Roberto Marcallé Abreu

Es posible, por no hablar con una certeza absoluta, que la República Dominicana que una vez conocimos y que, con sus defectos, y virtudes era nuestro país, nuestras ciudades, nuestros barrios habitados por nuestra gente, nuestras calles y aceras y parques, nuestro hogar, donde cada esquina o cada rincón despertara la grata sensación de saber que se trataba de algo nuestro, nuestros recuerdos, nuestra existencia… haya sufrido una metamorfosis hasta extremos tales que en este ahora nos sentimos como extranjeros que deambulan en un mundo hostil, habitado por gente rara y enigmática y de actitudes impredecibles.

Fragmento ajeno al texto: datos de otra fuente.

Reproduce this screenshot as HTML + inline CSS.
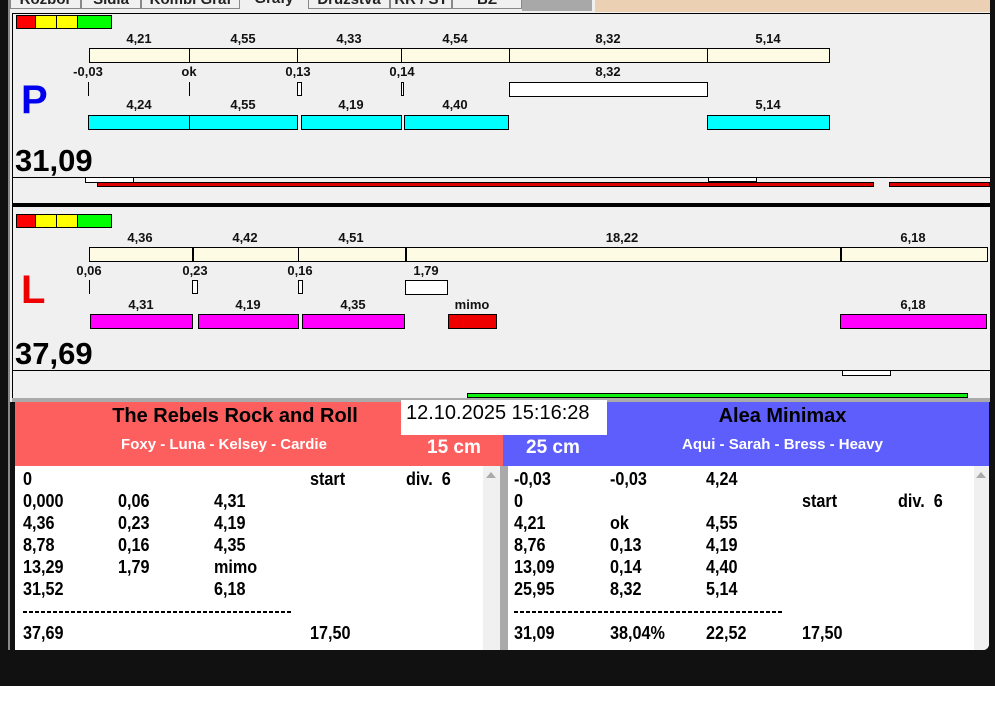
<!DOCTYPE html>
<html><head><meta charset="utf-8"><style>
*{margin:0;padding:0;box-sizing:border-box}
body{width:995px;height:716px;background:#fff;position:relative;overflow:hidden;font-family:"Liberation Sans",Arial,sans-serif}
.a{position:absolute}
.b{position:absolute;border:1px solid #000}
.t{position:absolute;font-weight:bold;font-size:13px;color:#111;transform:translateX(-50%);white-space:nowrap}
.r{position:absolute;font-weight:bold;font-size:18px;color:#000;white-space:nowrap;transform:scaleX(.9);transform-origin:left}
.tab{position:absolute;top:-9px;height:18px;border:1px solid #888;background:#f0f0f0;font-size:15px;font-weight:bold;text-align:center;overflow:hidden;line-height:16px;color:#222}
.d{position:absolute;height:2px;background:repeating-linear-gradient(90deg,#000 0 4px,transparent 4px 6px)}
</style></head><body>
<div class="a" style="left:0;top:0;width:995px;height:686px;background:#111"></div>
<div class="a" style="left:8px;top:0;width:982px;height:12px;background:#f0f0f0"></div>
<div class="tab" style="left:10px;width:71px">Rozbor</div>
<div class="tab" style="left:81px;width:60px">Sidla</div>
<div class="tab" style="left:141px;width:99px">Kombi Graf</div>
<div class="tab" style="left:240px;width:68px;border:none">Grafy</div>
<div class="tab" style="left:308px;width:82px">Družstva</div>
<div class="tab" style="left:390px;width:62px">RR / ST</div>
<div class="tab" style="left:452px;width:70px">BZ</div>
<div class="a" style="left:522px;top:0;width:70px;height:11px;background:#a8a8a8"></div>
<div class="a" style="left:595px;top:0;width:395px;height:12px;background:#ecd0b4"></div>
<div class="a" style="left:10px;top:12px;width:980px;height:390px;background:#f0f0f0"></div>
<div class="a" style="left:12px;top:13px;width:978px;height:1px;background:#000"></div>
<div class="a" style="left:12px;top:13px;width:1px;height:390px;background:#000"></div>
<div class="a" style="left:8px;top:0;width:2px;height:650px;background:#888"></div>

<div class="a" style="left:16px;top:15px;width:20px;height:14px;background:#f00;border:1px solid #000"></div>
<div class="a" style="left:36px;top:15px;width:21px;height:14px;background:#ff0;border:1px solid #000;border-left:none"></div>
<div class="a" style="left:57px;top:15px;width:21px;height:14px;background:#ff0;border:1px solid #000;border-left:none"></div>
<div class="a" style="left:78px;top:15px;width:34px;height:14px;background:#0f0;border:1px solid #000;border-left:none"></div>

<div class="t" style="left:139px;top:31px">4,21</div><div class="t" style="left:243px;top:31px">4,55</div><div class="t" style="left:349px;top:31px">4,33</div><div class="t" style="left:455px;top:31px">4,54</div><div class="t" style="left:608px;top:31px">8,32</div><div class="t" style="left:768px;top:31px">5,14</div>
<div class="b" style="left:89px;top:48px;width:741px;height:15px;background:#fdfbe3"></div>
<div class="a" style="left:189px;top:48px;width:1px;height:15px;background:#000"></div><div class="a" style="left:297px;top:48px;width:1px;height:15px;background:#000"></div><div class="a" style="left:401px;top:48px;width:1px;height:15px;background:#000"></div><div class="a" style="left:509px;top:48px;width:1px;height:15px;background:#000"></div><div class="a" style="left:707px;top:48px;width:1px;height:15px;background:#000"></div>
<div class="t" style="left:88px;top:64px">-0,03</div><div class="t" style="left:189px;top:64px">ok</div><div class="t" style="left:298px;top:64px">0,13</div><div class="t" style="left:402px;top:64px">0,14</div><div class="t" style="left:608px;top:64px">8,32</div>
<div class="a" style="left:88px;top:82px;width:1px;height:14px;background:#000"></div><div class="a" style="left:189px;top:82px;width:1px;height:14px;background:#000"></div>
<div class="b" style="left:297px;top:82px;width:5px;height:14px;background:#fff"></div><div class="b" style="left:401px;top:82px;width:3px;height:14px;background:#fff"></div>
<div class="b" style="left:509px;top:82px;width:199px;height:15px;background:#fff"></div>
<div class="a" style="left:21px;top:78px;font-size:40px;font-weight:bold;color:#0000ee">P</div>
<div class="t" style="left:139px;top:97px">4,24</div><div class="t" style="left:243px;top:97px">4,55</div><div class="t" style="left:351px;top:97px">4,19</div><div class="t" style="left:455px;top:97px">4,40</div><div class="t" style="left:768px;top:97px">5,14</div>
<div class="b" style="left:88px;top:115px;width:102px;height:15px;background:#0ff"></div><div class="b" style="left:189px;top:115px;width:109px;height:15px;background:#0ff"></div><div class="b" style="left:301px;top:115px;width:101px;height:15px;background:#0ff"></div><div class="b" style="left:404px;top:115px;width:105px;height:15px;background:#0ff"></div><div class="b" style="left:707px;top:115px;width:123px;height:15px;background:#0ff"></div>
<div class="a" style="left:15px;top:143px;font-size:31px;font-weight:bold;color:#000">31,09</div>
<div class="a" style="left:13px;top:177px;width:977px;height:1px;background:#000"></div>
<div class="b" style="left:85px;top:177px;width:49px;height:6px;background:#fff"></div>
<div class="b" style="left:708px;top:177px;width:49px;height:5px;background:#fff"></div>
<div class="b" style="left:97px;top:182px;width:777px;height:5px;background:#d00"></div>
<div class="b" style="left:889px;top:182px;width:101px;height:5px;background:#d00"></div>
<div class="a" style="left:12px;top:203px;width:978px;height:4px;background:#000"></div>

<div class="a" style="left:16px;top:214px;width:20px;height:14px;background:#f00;border:1px solid #000"></div>
<div class="a" style="left:36px;top:214px;width:21px;height:14px;background:#ff0;border:1px solid #000;border-left:none"></div>
<div class="a" style="left:57px;top:214px;width:21px;height:14px;background:#ff0;border:1px solid #000;border-left:none"></div>
<div class="a" style="left:78px;top:214px;width:34px;height:14px;background:#0f0;border:1px solid #000;border-left:none"></div>
<div class="t" style="left:140px;top:230px">4,36</div><div class="t" style="left:245px;top:230px">4,42</div><div class="t" style="left:351px;top:230px">4,51</div><div class="t" style="left:622px;top:230px">18,22</div><div class="t" style="left:913px;top:230px">6,18</div>
<div class="b" style="left:89px;top:247px;width:899px;height:15px;background:#fdfbe3"></div>
<div class="a" style="left:192px;top:247px;width:2px;height:15px;background:#000"></div><div class="a" style="left:298px;top:247px;width:1px;height:15px;background:#000"></div><div class="a" style="left:405px;top:247px;width:2px;height:15px;background:#000"></div><div class="a" style="left:840px;top:247px;width:2px;height:15px;background:#000"></div>
<div class="t" style="left:89px;top:263px">0,06</div><div class="t" style="left:195px;top:263px">0,23</div><div class="t" style="left:300px;top:263px">0,16</div><div class="t" style="left:426px;top:263px">1,79</div>
<div class="a" style="left:89px;top:280px;width:1px;height:14px;background:#000"></div>
<div class="b" style="left:192px;top:280px;width:6px;height:14px;background:#fff"></div><div class="b" style="left:298px;top:280px;width:5px;height:14px;background:#fff"></div>
<div class="b" style="left:405px;top:280px;width:43px;height:15px;background:#fff"></div>
<div class="a" style="left:21px;top:268px;font-size:40px;font-weight:bold;color:#ee0000">L</div>
<div class="t" style="left:141px;top:297px">4,31</div><div class="t" style="left:248px;top:297px">4,19</div><div class="t" style="left:353px;top:297px">4,35</div><div class="t" style="left:472px;top:297px">mimo</div><div class="t" style="left:913px;top:297px">6,18</div>
<div class="b" style="left:90px;top:314px;width:103px;height:15px;background:#f0f"></div><div class="b" style="left:198px;top:314px;width:101px;height:15px;background:#f0f"></div><div class="b" style="left:302px;top:314px;width:103px;height:15px;background:#f0f"></div><div class="b" style="left:448px;top:314px;width:49px;height:15px;background:#e00"></div><div class="b" style="left:840px;top:314px;width:147px;height:15px;background:#f0f"></div>
<div class="a" style="left:15px;top:336px;font-size:31px;font-weight:bold;color:#000">37,69</div>
<div class="a" style="left:13px;top:370px;width:977px;height:1px;background:#000"></div>
<div class="b" style="left:842px;top:370px;width:49px;height:6px;background:#fff"></div>
<div class="b" style="left:467px;top:393px;width:501px;height:5px;background:#1e1"></div>
<div class="a" style="left:12px;top:398px;width:978px;height:4px;background:#aaa"></div>

<div class="a" style="left:15px;top:402px;width:488px;height:64px;background:#fd5e5e"></div>
<div class="a" style="left:503px;top:402px;width:486px;height:64px;background:#5e5efd"></div>
<div class="a" style="left:15px;top:405px;width:440px;text-align:center;font-size:20px;font-weight:bold;color:#000">The Rebels Rock and Roll</div>
<div class="a" style="left:15px;top:436px;width:418px;text-align:center;font-size:15px;font-weight:bold;color:#fff">Foxy - Luna - Kelsey - Cardie</div>
<div class="a" style="left:427px;top:437px;font-size:19px;font-weight:bold;color:#fff">15 cm</div>
<div class="a" style="left:526px;top:437px;font-size:19px;font-weight:bold;color:#fff">25 cm</div>
<div class="a" style="left:575px;top:405px;width:415px;text-align:center;font-size:20px;font-weight:bold;color:#000">Alea Minimax</div>
<div class="a" style="left:575px;top:436px;width:415px;text-align:center;font-size:15px;font-weight:bold;color:#fff">Aqui - Sarah - Bress - Heavy</div>
<div class="a" style="left:401px;top:400px;width:206px;height:35px;background:#fff;font-size:20px;color:#000;padding:2px 0 0 5px">12.10.2025 15:16:28</div>

<div class="a" style="left:15px;top:466px;width:485px;height:184px;background:#fff"></div>
<div class="a" style="left:483px;top:466px;width:17px;height:184px;background:#f0f0f0"></div>
<div class="a" style="left:486px;top:472px;width:0;height:0;border:5px solid transparent;border-bottom:6px solid #aaa;border-top:none"></div>
<div class="a" style="left:500px;top:466px;width:8px;height:184px;background:#aaa"></div>
<div class="a" style="left:508px;top:466px;width:481px;height:184px;background:#fff;border-radius:0 0 6px 0"></div>
<div class="a" style="left:974px;top:466px;width:15px;height:184px;background:#f0f0f0;border-radius:0 0 6px 0"></div>
<div class="a" style="left:976px;top:472px;width:0;height:0;border:5px solid transparent;border-bottom:6px solid #aaa;border-top:none"></div>

<div class="r" style="left:23px;top:469px">0</div><div class="r" style="left:310px;top:469px">start</div><div class="r" style="left:406px;top:469px">div.&nbsp; 6</div>
<div class="r" style="left:23px;top:491px">0,000</div><div class="r" style="left:118px;top:491px">0,06</div><div class="r" style="left:214px;top:491px">4,31</div>
<div class="r" style="left:23px;top:513px">4,36</div><div class="r" style="left:118px;top:513px">0,23</div><div class="r" style="left:214px;top:513px">4,19</div>
<div class="r" style="left:23px;top:535px">8,78</div><div class="r" style="left:118px;top:535px">0,16</div><div class="r" style="left:214px;top:535px">4,35</div>
<div class="r" style="left:23px;top:557px">13,29</div><div class="r" style="left:118px;top:557px">1,79</div><div class="r" style="left:214px;top:557px">mimo</div>
<div class="r" style="left:23px;top:579px">31,52</div><div class="r" style="left:214px;top:579px">6,18</div>
<div class="d" style="left:23px;top:611px;width:269px"></div>
<div class="r" style="left:23px;top:623px">37,69</div><div class="r" style="left:310px;top:623px">17,50</div>

<div class="r" style="left:514px;top:469px">-0,03</div><div class="r" style="left:610px;top:469px">-0,03</div><div class="r" style="left:706px;top:469px">4,24</div>
<div class="r" style="left:514px;top:491px">0</div><div class="r" style="left:802px;top:491px">start</div><div class="r" style="left:898px;top:491px">div.&nbsp; 6</div>
<div class="r" style="left:514px;top:513px">4,21</div><div class="r" style="left:610px;top:513px">ok</div><div class="r" style="left:706px;top:513px">4,55</div>
<div class="r" style="left:514px;top:535px">8,76</div><div class="r" style="left:610px;top:535px">0,13</div><div class="r" style="left:706px;top:535px">4,19</div>
<div class="r" style="left:514px;top:557px">13,09</div><div class="r" style="left:610px;top:557px">0,14</div><div class="r" style="left:706px;top:557px">4,40</div>
<div class="r" style="left:514px;top:579px">25,95</div><div class="r" style="left:610px;top:579px">8,32</div><div class="r" style="left:706px;top:579px">5,14</div>
<div class="d" style="left:514px;top:611px;width:270px"></div>
<div class="r" style="left:514px;top:623px">31,09</div><div class="r" style="left:610px;top:623px">38,04%</div><div class="r" style="left:706px;top:623px">22,52</div><div class="r" style="left:802px;top:623px">17,50</div>
</body></html>
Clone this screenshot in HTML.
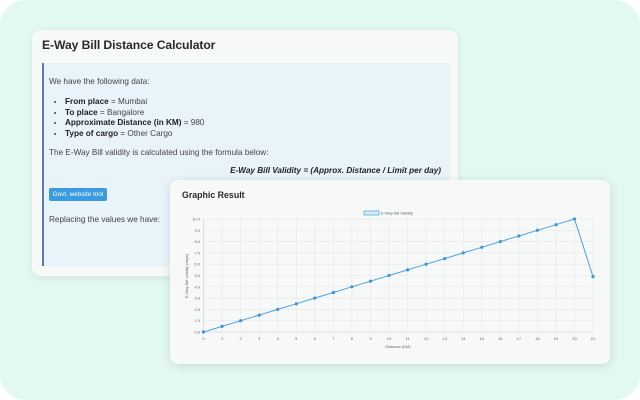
<!DOCTYPE html>
<html><head><meta charset="utf-8">
<style>
html,body{margin:0;padding:0;width:640px;height:400px;overflow:hidden;background:#fff;font-family:"Liberation Sans",sans-serif;}
.bg{position:absolute;left:0;top:0;width:640px;height:400px;background:#e3f9ef;border-radius:26px;}
.card1{position:absolute;left:32px;top:30px;width:426px;height:246px;background:#f7f8f8;border-radius:9px;box-shadow:0 2px 8px rgba(0,0,0,0.08);}
.card1 h1{position:absolute;left:10px;top:8px;margin:0;font-size:12.2px;letter-spacing:-0.1px;font-weight:bold;color:#2a2a2a;}
.box{position:absolute;left:10px;top:33px;width:406px;height:203px;background:#e8f4fa;border-left:2px solid #5b7fb3;font-size:8.2px;color:#444;}
.box p{position:absolute;margin:0;left:5px;}
.box ul{position:absolute;margin:0;left:7px;top:34px;padding-left:14px;line-height:10.6px;}
.box b{color:#222;}
.btn{position:absolute;left:5px;top:125px;width:58px;height:13px;background:#3a9be0;border-radius:2px;color:#fff;font-size:6.4px;display:flex;align-items:center;justify-content:center;}
.card2{position:absolute;left:170px;top:180px;width:440px;height:184px;background:#f7f8f8;border-radius:8px;box-shadow:0 2px 10px rgba(0,0,0,0.12);}
.card2 h2{position:absolute;left:12px;top:10px;margin:0;font-size:8.8px;font-weight:bold;color:#2a2a2a;}
svg{position:absolute;left:0;top:0;}
</style></head><body>
<div class="bg"></div>
<div class="card1">
<h1>E-Way Bill Distance Calculator</h1>
<div class="box">
<p style="top:14px">We have the following data:</p>
<ul>
<li><b>From place</b> = Mumbai</li>
<li><b>To place</b> = Bangalore</li>
<li><b>Approximate Distance (in KM)</b> = 980</li>
<li><b>Type of cargo</b> = Other Cargo</li>
</ul>
<p style="top:85px">The E-Way Bill validity is calculated using the formula below:</p>
<p style="top:103px;left:auto;right:9px;font-style:italic;font-weight:bold;color:#222;">E-Way Bill Validity = (Approx. Distance / Limit per day)</p>
<div class="btn">Govt. website tool</div>
<p style="top:152px">Replacing the values we have:</p>
</div>
</div>
<div class="card2">
<h2>Graphic Result</h2>
</div>
<svg width="640" height="400" font-family="Liberation Sans, sans-serif">
<g stroke="#e6e6e6" stroke-width="0.6">
<line x1="203.5" y1="219" x2="593" y2="219"/><line x1="203.5" y1="230.3" x2="593" y2="230.3"/><line x1="203.5" y1="241.6" x2="593" y2="241.6"/><line x1="203.5" y1="252.9" x2="593" y2="252.9"/><line x1="203.5" y1="264.2" x2="593" y2="264.2"/><line x1="203.5" y1="275.5" x2="593" y2="275.5"/><line x1="203.5" y1="286.8" x2="593" y2="286.8"/><line x1="203.5" y1="298.1" x2="593" y2="298.1"/><line x1="203.5" y1="309.4" x2="593" y2="309.4"/><line x1="203.5" y1="320.7" x2="593" y2="320.7"/>
<line x1="222.1" y1="219" x2="222.1" y2="332"/><line x1="240.6" y1="219" x2="240.6" y2="332"/><line x1="259.2" y1="219" x2="259.2" y2="332"/><line x1="277.7" y1="219" x2="277.7" y2="332"/><line x1="296.3" y1="219" x2="296.3" y2="332"/><line x1="314.8" y1="219" x2="314.8" y2="332"/><line x1="333.4" y1="219" x2="333.4" y2="332"/><line x1="351.9" y1="219" x2="351.9" y2="332"/><line x1="370.5" y1="219" x2="370.5" y2="332"/><line x1="389" y1="219" x2="389" y2="332"/><line x1="407.6" y1="219" x2="407.6" y2="332"/><line x1="426.1" y1="219" x2="426.1" y2="332"/><line x1="444.7" y1="219" x2="444.7" y2="332"/><line x1="463.2" y1="219" x2="463.2" y2="332"/><line x1="481.8" y1="219" x2="481.8" y2="332"/><line x1="500.3" y1="219" x2="500.3" y2="332"/><line x1="518.9" y1="219" x2="518.9" y2="332"/><line x1="537.4" y1="219" x2="537.4" y2="332"/><line x1="556" y1="219" x2="556" y2="332"/><line x1="574.5" y1="219" x2="574.5" y2="332"/><line x1="593" y1="219" x2="593" y2="332"/>
</g>
<line x1="203.5" y1="219" x2="203.5" y2="334" stroke="#ccc" stroke-width="0.6"/>
<line x1="201" y1="332" x2="593" y2="332" stroke="#ccc" stroke-width="0.6"/>
<g font-size="4" fill="#666" text-anchor="end">
<text x="200" y="220.5">10.0</text><text x="200" y="231.8">9.0</text><text x="200" y="243.1">8.0</text><text x="200" y="254.4">7.0</text><text x="200" y="265.7">6.0</text><text x="200" y="277">5.0</text><text x="200" y="288.3">4.0</text><text x="200" y="299.6">3.0</text><text x="200" y="310.9">2.0</text><text x="200" y="322.2">1.0</text><text x="200" y="333.5">0.0</text>
</g>
<g font-size="4" fill="#666" text-anchor="middle">
<text x="203.5" y="340">0</text><text x="222.1" y="340">1</text><text x="240.6" y="340">2</text><text x="259.2" y="340">3</text><text x="277.7" y="340">4</text><text x="296.3" y="340">5</text><text x="314.8" y="340">6</text><text x="333.4" y="340">7</text><text x="351.9" y="340">8</text><text x="370.5" y="340">9</text><text x="389" y="340">10</text><text x="407.6" y="340">11</text><text x="426.1" y="340">12</text><text x="444.7" y="340">13</text><text x="463.2" y="340">14</text><text x="481.8" y="340">15</text><text x="500.3" y="340">16</text><text x="518.9" y="340">17</text><text x="537.4" y="340">18</text><text x="556" y="340">19</text><text x="574.5" y="340">20</text><text x="593" y="340">21</text>
<text x="398" y="348">Distance (KM)</text>
<text transform="translate(188,276) rotate(-90)">E-Way Bill Validity (days)</text>
</g>
<rect x="364" y="211" width="15" height="4" fill="#d6eaf8" stroke="#4aa3e0" stroke-width="0.7"/>
<text x="381" y="214.5" font-size="4" fill="#666">E-Way Bill Validity</text>
<polyline fill="none" stroke="#4aa3e0" stroke-width="1" points="203.5,332 222.1,326.4 240.6,320.7 259.2,315.1 277.7,309.4 296.3,303.8 314.8,298.1 333.4,292.5 351.9,286.8 370.5,281.2 389,275.5 407.6,269.9 426.1,264.2 444.7,258.6 463.2,252.9 481.8,247.3 500.3,241.6 518.9,236 537.4,230.3 556,224.7 574.5,219 593,276.6"/>
<g fill="#3a95dc">
<circle cx="203.5" cy="332" r="1.6"/><circle cx="222.1" cy="326.4" r="1.6"/><circle cx="240.6" cy="320.7" r="1.6"/><circle cx="259.2" cy="315.1" r="1.6"/><circle cx="277.7" cy="309.4" r="1.6"/><circle cx="296.3" cy="303.8" r="1.6"/><circle cx="314.8" cy="298.1" r="1.6"/><circle cx="333.4" cy="292.5" r="1.6"/><circle cx="351.9" cy="286.8" r="1.6"/><circle cx="370.5" cy="281.2" r="1.6"/><circle cx="389" cy="275.5" r="1.6"/><circle cx="407.6" cy="269.9" r="1.6"/><circle cx="426.1" cy="264.2" r="1.6"/><circle cx="444.7" cy="258.6" r="1.6"/><circle cx="463.2" cy="252.9" r="1.6"/><circle cx="481.8" cy="247.3" r="1.6"/><circle cx="500.3" cy="241.6" r="1.6"/><circle cx="518.9" cy="236" r="1.6"/><circle cx="537.4" cy="230.3" r="1.6"/><circle cx="556" cy="224.7" r="1.6"/><circle cx="574.5" cy="219" r="1.6"/><circle cx="593" cy="276.6" r="1.6"/>
</g>
</svg>
</body></html>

Días atrás dejé muy temprano la casa con mi hijo más pequeño rumbo al colegio en el que se celebraría un encuentro de fin de año. Uno siente, con verdadera alegría, la sonrisa de profesoras amables y un personal cuidadoso que te inspira tranquilidad y confianza.

Sólo que tan pronto abandonas el lugar te enfrentas con calles virtualmente tomadas por motoristas hostiles, por centenares, quien sabe si miles de autos, guaguas, camiones, que cruzan a tu lado a velocidades escalofriantes. Las aceras se nos figuran tomadas por transeúntes de miradas impredecibles, muy poco amables.

Nuestros antiguos y casi desaparecidos barrios se han transformado en un inmenso muro de gigantescas torres. Las calles están abarrotadas por una cantidad inconcebible y aterradora de vehículos en los que se desplazan personas que nunca has visto ni verás salvo un asomo de presencias desdibujadas por los oscurecidos o sombreados cristales protectores delanteros.

El día de pago, las calles se transforman en un ámbito salvaje donde resulta casi imposible desplazarse con alguna holgura o libertad. Muchos conductores carecen de consideración y respeto y los agentes de tránsito no parecen capaces de enfrentar el desplazamiento desorbitado y mayúsculo de miles y miles de vehículos.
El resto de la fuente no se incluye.